The Conservative Party’s net loss of five London constituencies in Thursday’s general election has underlined what a sorry state it is in in the capital. Most of its defeats were half-expected or at least half-plausible. But to be unseated in Enfield Southgate and Kensington is damning. Even Boris Johnson is down to his last 5,000 votes. And they should take no consolation from their one gain of the night being Zac Goldsmith’s return in Richmond Park – his disgraceful mayoral bid last year has been a big contributor to Tory fortunes here continuing to plunge.
But the reverses suffered by Theresa May across the country provide London Conservatism with hope of rehabilitation. While their ranks contain plenty of eager Brexiters, notably on the London Assembly, there are respected Remainers too. The prime minister is weak, clinging to her premiership by fingernails already frayed and grubby thanks to her courting Northern Ireland’s hard-faced Democratic Unionists. She went to the country seeking the support of the slim Leave majority and failed. It confirms that there is no national mandate for a ruinous “hard Brexit”, which May, as a Remainer, presumably does not really believe in anyway. London certainly doesn’t want one. Our Tory Remainers in parliament must make their presence felt.
There are already some signs of this happening.

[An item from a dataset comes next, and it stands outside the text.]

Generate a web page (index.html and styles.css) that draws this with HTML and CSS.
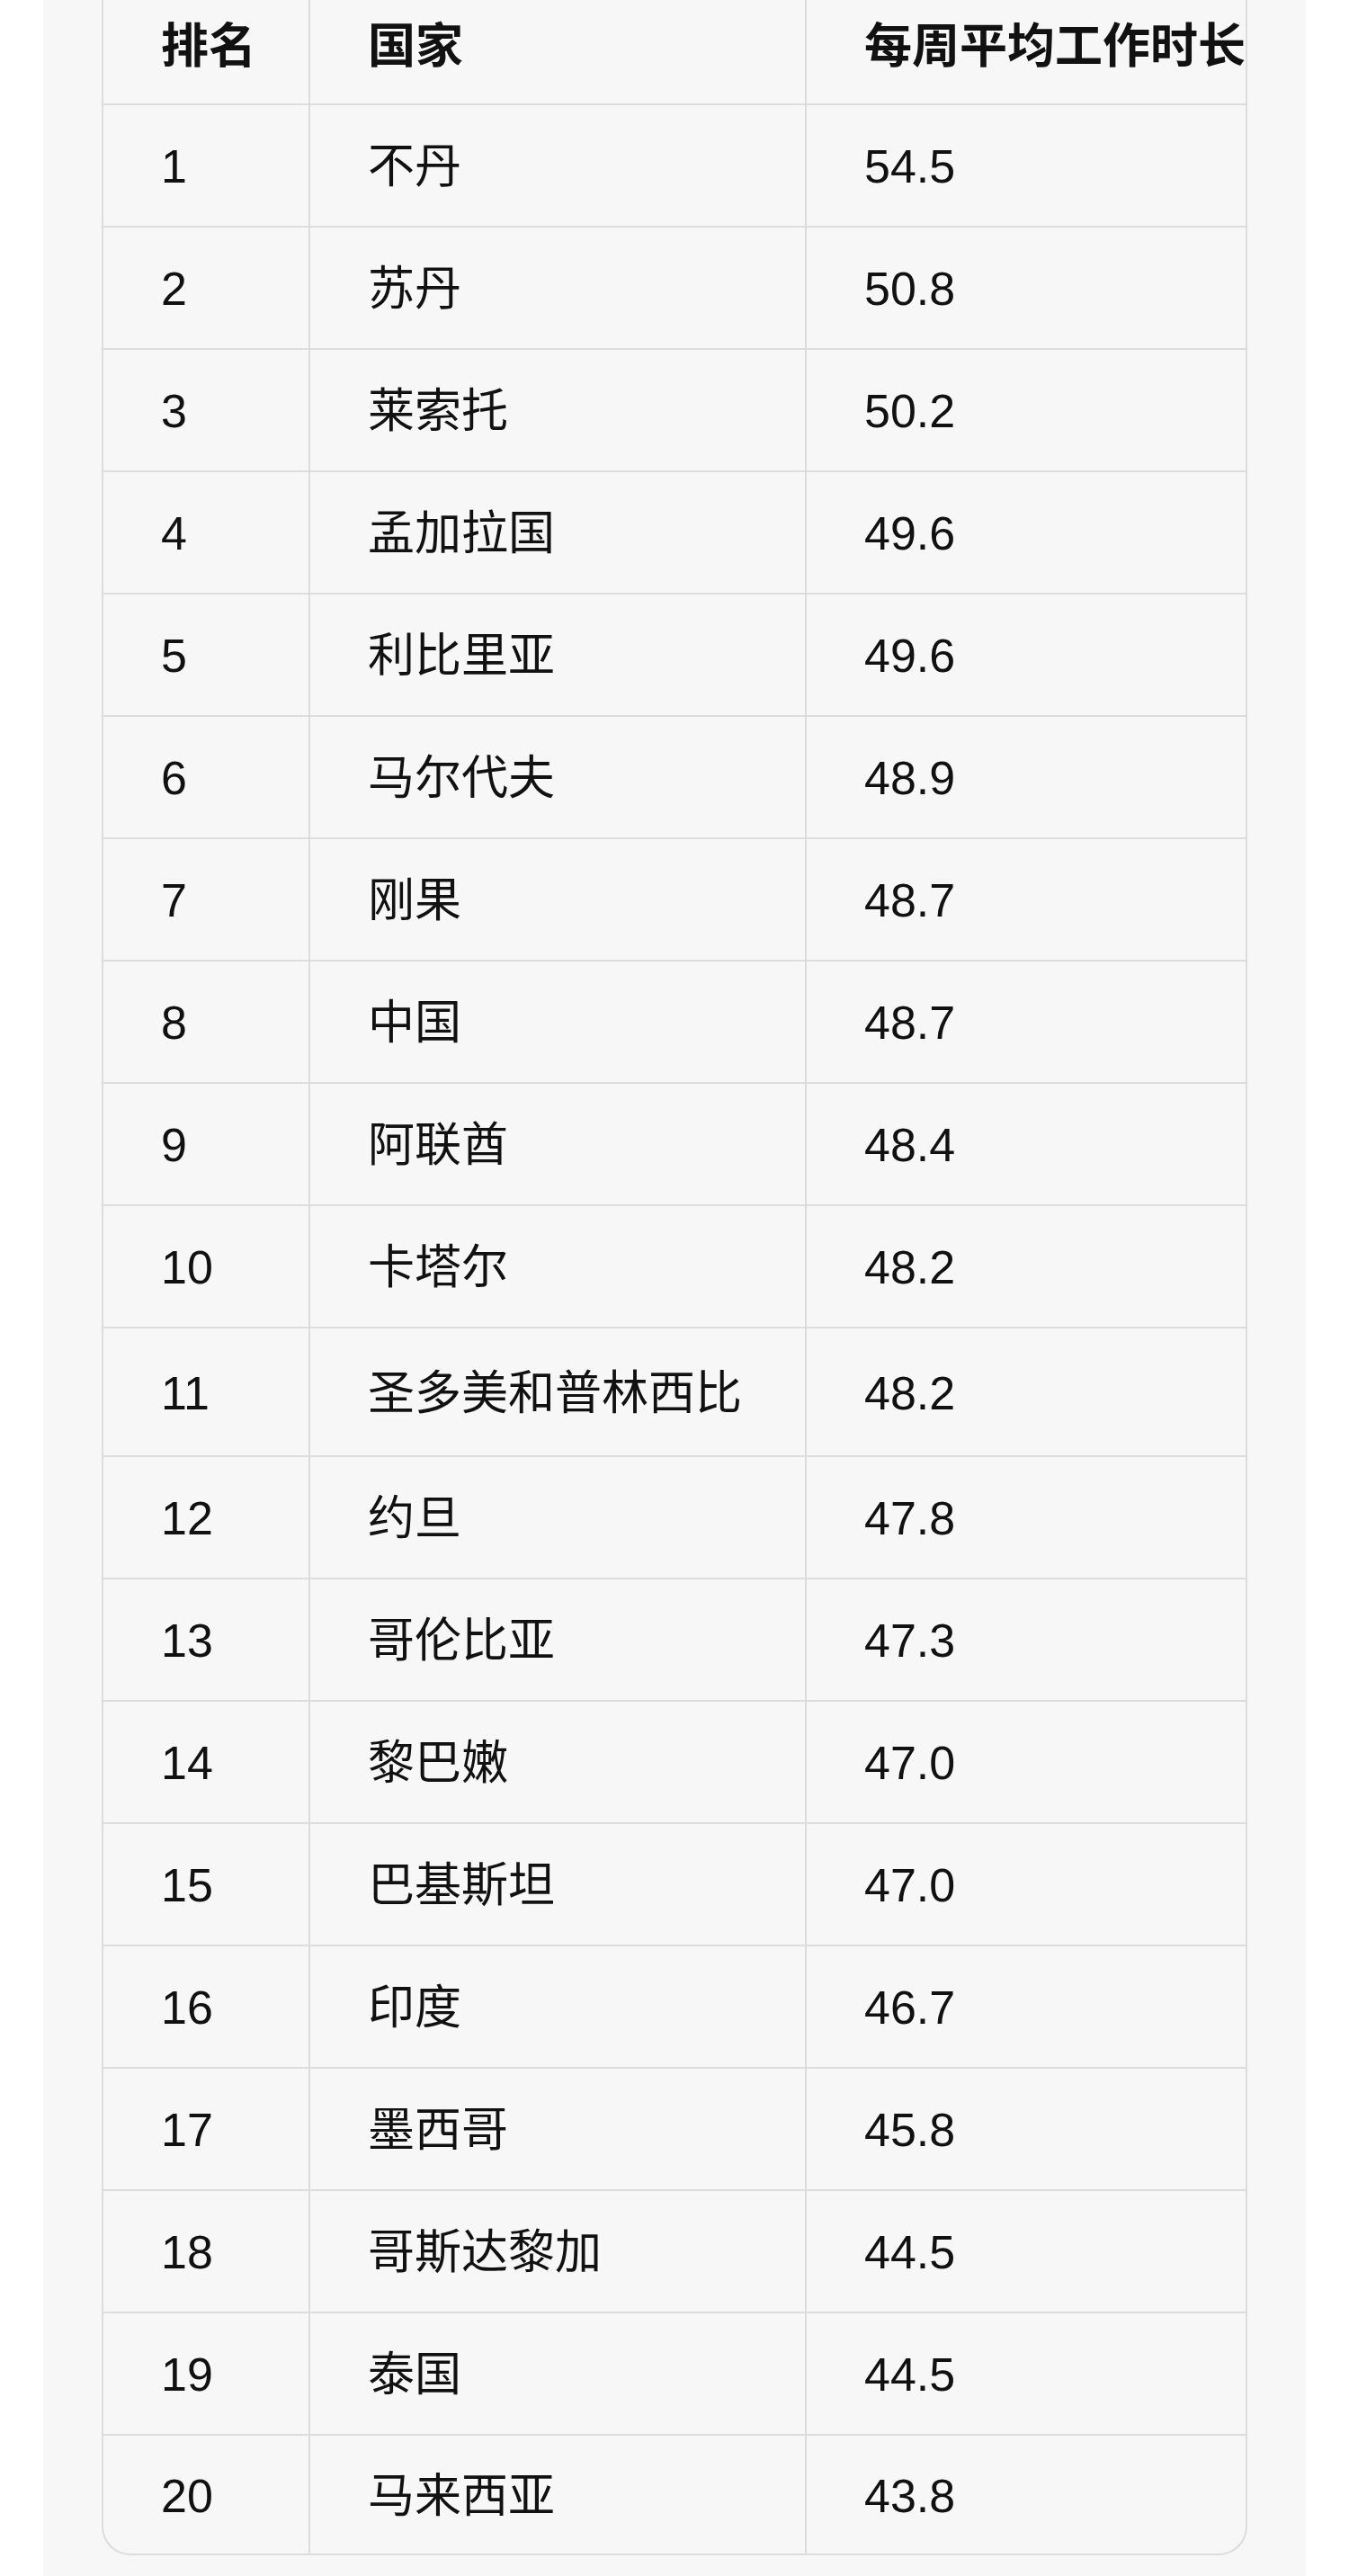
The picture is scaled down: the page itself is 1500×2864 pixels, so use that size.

Mark Field, MP for the Cities of London and Westminster, who made a nuanced and comprehensive case for Remain, has been quoted in support of the view that May must change her Brexit plans (whatever exactly they are): “It would be foolish not to have a pause. Other voices have their part to play.” Bob Neill, still solidly ensconced in Bromley and Chislehurst, has tweeted in support of the idea advanced by Armando Iannucci and taken up by other Tories that the main political parties should set aside their differences to negotiate the best Brexit deal. Neill is regarded as consensus politician – exactly the type the UK requires right now.
It’s far too soon to say how great the appetite is among London’s 21 Conservative MPs in the capital for pushing the PM for a Brexit that reflects the narrowness of the referendum margin. But Remainers far outnumbered Leavers among the 21 London Tory MPs left and the election has left no doubt that the capital is as a pro-Remain as ever, with prominent Leavers Theresa Villers and Iain Duncan Smith badly weakened and the eurosceptic Goldsmith crawling back by just 45 votes. Even Johnson, ever the opportunist and for whom sovereignty, rather than trading arrangements or immigration, was the key factor in his becoming the poster boy for Leave, might have some useful part to play.
The new Commons landscape is complex and treacherous. The PM’s instinct when under pressure, as so damagingly revealed during the election campaign, is to retreat to her bunker rather than reach out. But, for the sake of the country as well as their city, London’s Tory MPs must surely try to persuade her to think differently.